Over the past three years, DIG has received about $7 million in DARPA funding, including a recent grant of $400,000.
Real Impact
The Manhattan District Attorney’s Office, among others, has been quite satisfied with DIG.
In 2015, Manhattan District Attorney Cyrus R. Vance Jr. announced that Memex, including DIG, was being used in every human trafficking case brought by the DA’s office. “With technology like Memex,” he said, “we are better able to serve trafficking victims and build strong cases against their traffickers.”

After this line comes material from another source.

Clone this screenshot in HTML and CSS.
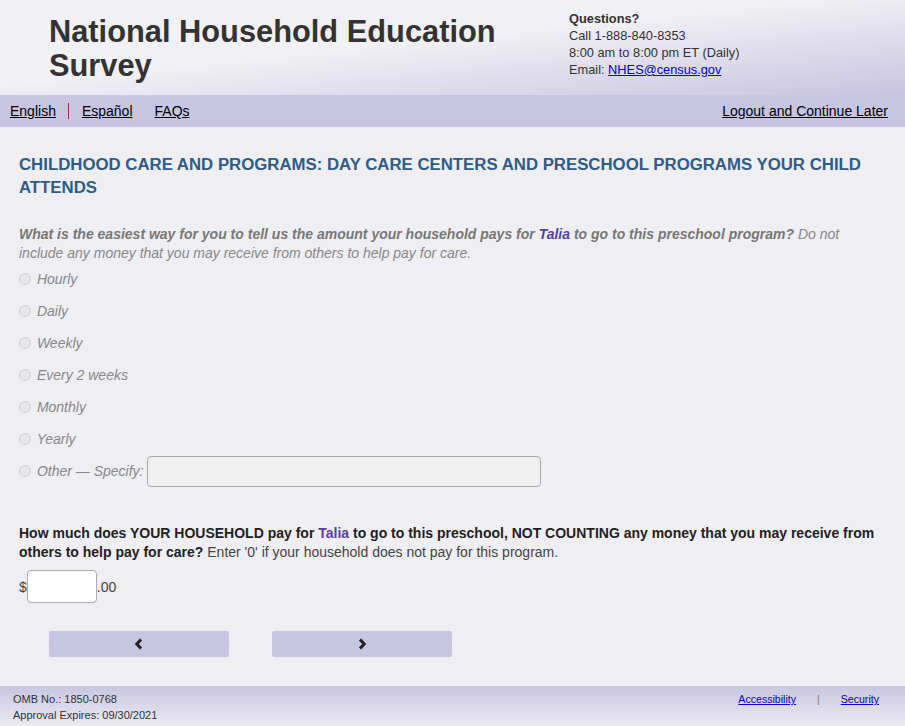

In one case in 2014, a trafficker named Froilan Rosado sat outside a Manhattan sex hotel in an idling van while an 18-year-old who worked for him, “Flora,” was inside, according to “Popular Science” magazine. Arrested by undercover cops, Flora told investigators that Rosado lured girls and women through social media. Rosado kept his victims compliant through promises of riches, drugs and threats of violence, even choking a girl who once disobeyed him. Rosado posted their photos on Backpage sex ads with contact information.
Vance wanted to find more of Rosado’s victims, but the trafficker proved quite adept at covering his digital tracks. He was equally brazen, continuing to run his business over the phone from New York City’s Rikers Island jail.
Investigators turned to an early version of DIG and TellFinder, another Memex software product, to comb through Rosado’s escort ads, turning up phone numbers, emails and photos, and more girls. Their efforts helped them identify additional victims.
In September 2015, Rosado was sentenced to 7 to 14 years in state prison for running a prostitution ring with 10 teenagers ranging in age from 15 to 18, and for trafficking an 18-year-old. New York is one of a handful of states that require proof of coercion or fraud for a sex trafficking conviction, even when the victim is a child.
“This is the most rewarding project I’ve ever worked on,” DIG’s Szekely said. “It’s really made a difference.”